Rourke: This post was originally published HERE on ModernSUrvivalOnline.com
I missed the punch and reach of my 7.62 M-14 from the very first day that I had to trade it in for an M-16. I received an early M-16 in Vietnam and it was plagued with all of the horror stories you have heard. My main complaint was after running about 100 rounds through it; carbon blew back, fell into the lower receiver and locked up the selector switch on “SAFE”. It had to be disassembled and cleaned to correct the problem. I was not happy with it. I very shortly traded it for a 1911 and a 54 ton mono-pod for a sky mounted M-60.
Despite my bad experience with the M-16, I later learned a bit more about the Armalite/Colt AR15 system and its inventor Eugene Stoner that led me to buy a 5 digit # Colt SP1 carbine with collapsible stock for $400 (Yeah don’t you wish!) I tricked it out a little and shot many rifle assault courses with it. It always performed very well, but still I missed the knock down power and reach of that .308 cal. Round.
Many people tried to marry the AR system to the AK system to get the best of both worlds. I looked at many of them. None were very successful. There was always a problem: custom bolts, magazines, barrels/chambers, ammo etc. were required. The options were the Galil by the IMI/ IDF but that was still .223, or find a limited production AR10 (licensed to Portugal and used in the Congo) and spend a fortune for what was essentially a big ugly gun with bulbous muzzle and large heavy magazines.
I gave up the search many years ago….until the .300 BLACKOUT appeared. The whole concept of this rifle was one of those “It’s so obvious! Why didn’t I think of this?”
The .300 BLACKOUT round is a cut down (at the shoulder) .223 brass case, re-necked and sized for a .308 projectile from 110 to 245 grains. The nature of the cut down and OAL allows the use of ANY AR15 platform magazine with no alterations and full capacity. I won’t go into its performance (Google it) suffice it to say that it works great with light supersonic bullets (email@example.com in.) as well as heavy weight sub-sonic bullets (1287fps. @0.35 in.) that fire almost as silently as an H&K MP5SD while using a can. The BLACKOUT will also fire .300 Whisper ammo. .223 brass is readily available for reloading.
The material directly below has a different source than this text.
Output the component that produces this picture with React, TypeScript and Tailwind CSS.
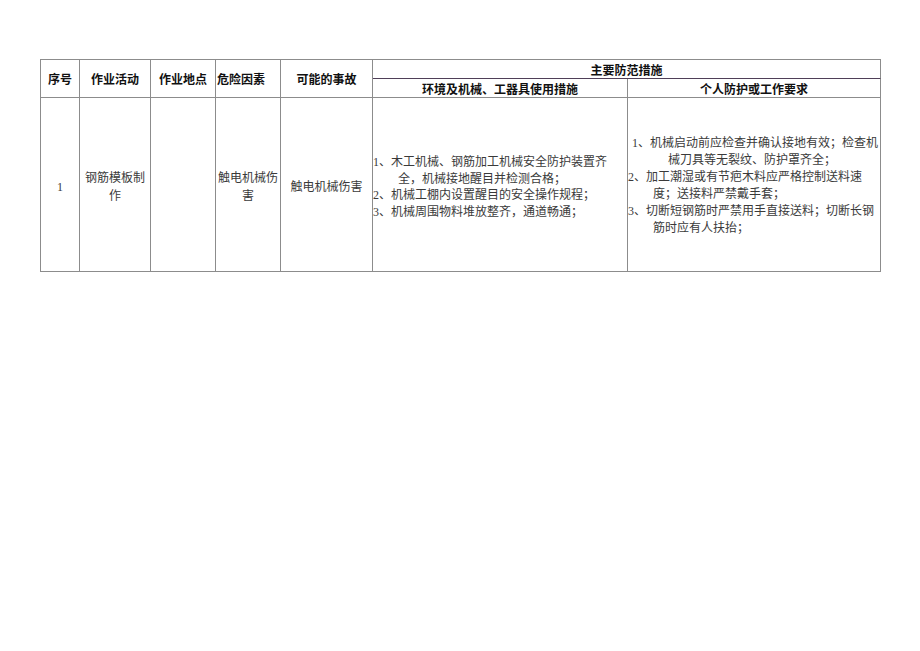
const cell = 'border-r border-b border-[#8c8c8c]';
const head = 'font-["Noto_Sans_CJK_SC",sans-serif] font-bold text-[12px] text-[#111]';
const body = 'font-["Liberation_Serif","Noto_Sans_CJK_SC",serif] text-[12px] text-[#3a3a3a]';

const envLines: [string, string][] = [
  ['1、木工机械、钢筋加工机械安全防护装置齐', 'pl-0'],
  ['全，机械接地醒目并检测合格；', 'pl-[25px]'],
  ['2、机械工棚内设置醒目的安全操作规程；', 'pl-0'],
  ['3、机械周围物料堆放整齐，通道畅通；', 'pl-0'],
];

const personLines: [string, string][] = [
  ['1、机械启动前应检查并确认接地有效；检查机', 'pl-[4px]'],
  ['械刀具等无裂纹、防护罩齐全；', 'pl-[40px]'],
  ['2、加工潮湿或有节疤木料应严格控制送料速', 'pl-0'],
  ['度；送接料严禁戴手套；', 'pl-[25px]'],
  ['3、切断短钢筋时严禁用手直接送料；切断长钢', 'pl-0'],
  ['筋时应有人扶抬；', 'pl-[25px]'],
];

const App = () => {
  return (
    <div className="min-h-screen bg-white pl-[40px] pt-[59px]">
      <div className="grid w-[841px] grid-cols-[39px_71px_65px_65px_92px_255px_253px] grid-rows-[19px_19px_174px] border-l border-t border-[#8c8c8c]">
        {/* header */}
        <div className={`${cell} ${head} row-span-2 flex items-center justify-center`}>序号</div>
        <div className={`${cell} ${head} row-span-2 flex items-center justify-center`}>作业活动</div>
        <div className={`${cell} ${head} row-span-2 flex items-center justify-center`}>作业地点</div>
        <div className={`${cell} ${head} row-span-2 flex items-center pl-px whitespace-nowrap`}>危险因素</div>
        <div className={`${cell} ${head} row-span-2 flex items-center justify-center`}>可能的事故</div>
        <div className={`border-r border-b border-r-[#8c8c8c] border-b-[#4f3f58] ${head} col-span-2 flex items-center justify-center pt-[2px]`}>
          主要防范措施
        </div>
        <div className={`${cell} ${head} flex items-center justify-center pt-[1px]`}>环境及机械、工器具使用措施</div>
        <div className={`${cell} ${head} flex items-center justify-center pt-[1px]`}>个人防护或工作要求</div>

        {/* row 1 */}
        <div className={`${cell} ${body} flex items-center justify-center pt-[4px]`}>1</div>
        <div className={`${cell} ${body} flex items-center justify-center pt-[4px] text-center leading-[18px]`}>
          钢筋模板制作
        </div>
        <div className={cell}></div>
        <div className={`${cell} ${body} flex items-center justify-center pt-[4px] text-center leading-[18px]`}>
          触电机械伤害
        </div>
        <div className={`${cell} ${body} flex items-center justify-center pt-[4px] whitespace-nowrap`}>
          触电机械伤害
        </div>
        <div className={`${cell} ${body} flex flex-col justify-center pt-[5px] leading-[16.5px]`}>
          {envLines.map(([text, pad], i) => (
            <div key={i} className={`${pad} whitespace-nowrap overflow-hidden`}>{text}</div>
          ))}
        </div>
        <div className={`${cell} ${body} flex flex-col justify-center pt-[2px] leading-[17px]`}>
          {personLines.map(([text, pad], i) => (
            <div key={i} className={`${pad} whitespace-nowrap overflow-hidden`}>{text}</div>
          ))}
        </div>
      </div>
    </div>
  );
};

export default App;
All AR accessories also fit the BLACKOUT rifles; as other than the barrel and chamber there is no difference in the two platforms. When Remington started to produce factory ammunition for the BLACKOUT its popularity and availability widely expanded. .300 BLACKOUT ammunition is now available (or will be soon) from at least eight manufacturers
You can now purchase: barrels; to up gun your current AR, complete rifles or uppers in many configurations from at least 10 manufacturers. Guns & Ammo devoted an entire issue to this rifle. It is a viable, working, and available .308 caliber AR system that minimally requires only re-barreling: magazines, bolt and bolt carrier all remain the same.
I’m pretty much old school, and like old retro guns, but just the same Magpul co. has its attraction to me and I was excited by this new upper. I shopped a new Magpul OD green forearm, collapsible butt stock and some flip up iron sites. I also ordered a Miculek compensator that is almost an exact match of my Umberger comp on my .223 upper, and dug out a new crush washer. I have a whole collection of optics to drop on from a simple reflex dot site, ranging 3-9×50 IR scope, to a Gen 3 NVD. Which upper will get what configuration remains to be seen. I still have an original Colt 4X scope for the carry handle .223 upper.
There are two problems with this conversion. The first is peculiar only to my very old SP1: The upper and lower both use a 5/16” pivot pin. Modern uppers (after about 1975) use a ¼” pin front and rear. This required a 48 hour search to find an eccentric pin that I remembered that Choate Machine and Tool offered many years ago. I found one from DPMS for about $3. Problem solved the upper and lower would now happily mate..
The second problem is much more severe. This is a SAFETY ISSUE! The nature of the .300 BLACKOUT using a cut down .223 cartridge means that you can inadvertently chamber a .300 BLACKOUT round in a .223 rifle or upper. The bullet will push back into the cartridge upon chambering and on firing it will feed you parts of the receiver and BCG. Not a good thing. As the same magazines can be used with either system, It would probably be a very good idea to dedicate certain magazines just to your .300 BLACKOUT and paint them or better yet alter their surface so that you can feel the difference. Perhaps an inner tube band around the base or different floor plates.
I have yet to fire this newly configured monster, I have plenty of .308 bullets, small primers, and can cut down my cases but the powder I needed is still unavailable due to the panic. Big surprise, I found a can of IMR 4227 stashed away. Looks like I will set up the Lyman press and put together a few rounds for a test.
If you have been planning on adding a .308 to your battery but were dissuaded by the cost, you might consider a .300 BLACKOUT upper at half the cost.